İlk filmi Zeki Müren’le birlikte oynadığı Altın Kafes. Kemal Film’in 1957
yılında çektiği Altın Kafes filminde oynamadan önce, dans ediyordur Nilüfer
Aydan. Çok küçük yaşta Sinop Gemisi’nde telsizci olan babasını kaybeder. Annesi
çalışmaya başlar, ablası da Kervansaray’da dans ediyordur. “Ablamdan dolayı
Yılmaz Duru’yla tanışmıştım. Ondan dans dersleri aldım ve beraber dans etmeye
başladık. Kemal Film’den teklif geldi.” 1941 doğumlu olan Nilüfer Aydan henüz
15’indedir. Her şey “pespembedir”. Teklifi kabul eder. “Birden bire beni
başrole oturttular. Ben çok çaba harcamadım, yaşım küçüktü, çocuktum o zaman.
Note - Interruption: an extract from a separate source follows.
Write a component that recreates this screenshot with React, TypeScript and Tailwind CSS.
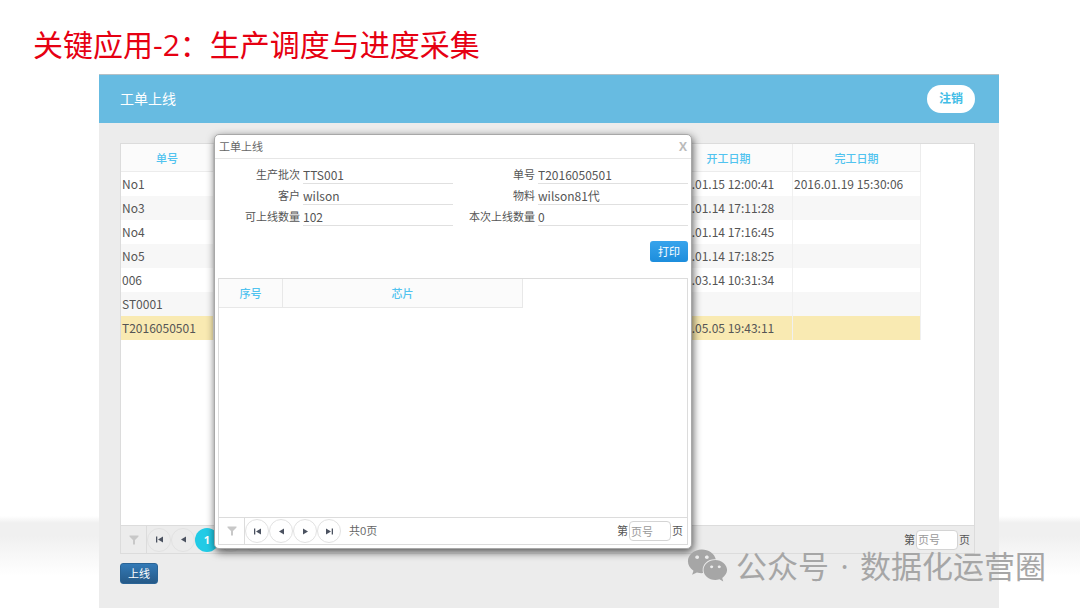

Her şey kendiliğinden oturunca pek kıymetini bilmiyoruz galiba.” Sonra Yılmaz
Duru’yla evlenirler ve dans etmek üzere Amerika’ya giderler. “Evlenmiştik.
Oğlumuz Turhan doğmuştu, Amerika’ya giderken burada, anneme bıraktım. Döndükten
sonra Halit Refiğ’in ilk filmi Yasak Aşk’la sinemaya da döndüm. Seviştiğimiz
Günler, Şehirdeki Yabancı, Şafak Bekçileri, Haremde Dört Kadın gibi filmler
takip etti. Dansa da devam ediyordum. Yılmaz’dan ayrıldıktan sonra dansı
bıraktım. Halit Refiğ’le evlendim sonra.”
Önemli
filmlerde oynayarak oyunculuğunu kanıtlamıştır Nilüfer Aydan. Yeşilçam’ın
“güzel devridir” 60’lı yıllar. Birçok filmde başrol oynar. Fakat o yılların ve
başarısının kıymetini bilmediğini düşünüyordur. “Benim evliliklerim de mesleğim
gibi biraz başarısız oldu. Birini seçmek gerekiyordu galiba. Ya evliliğini
götüreceksin ya mesleğini. Sinemanın hiçbir eğitimini görmeden gelmiştik.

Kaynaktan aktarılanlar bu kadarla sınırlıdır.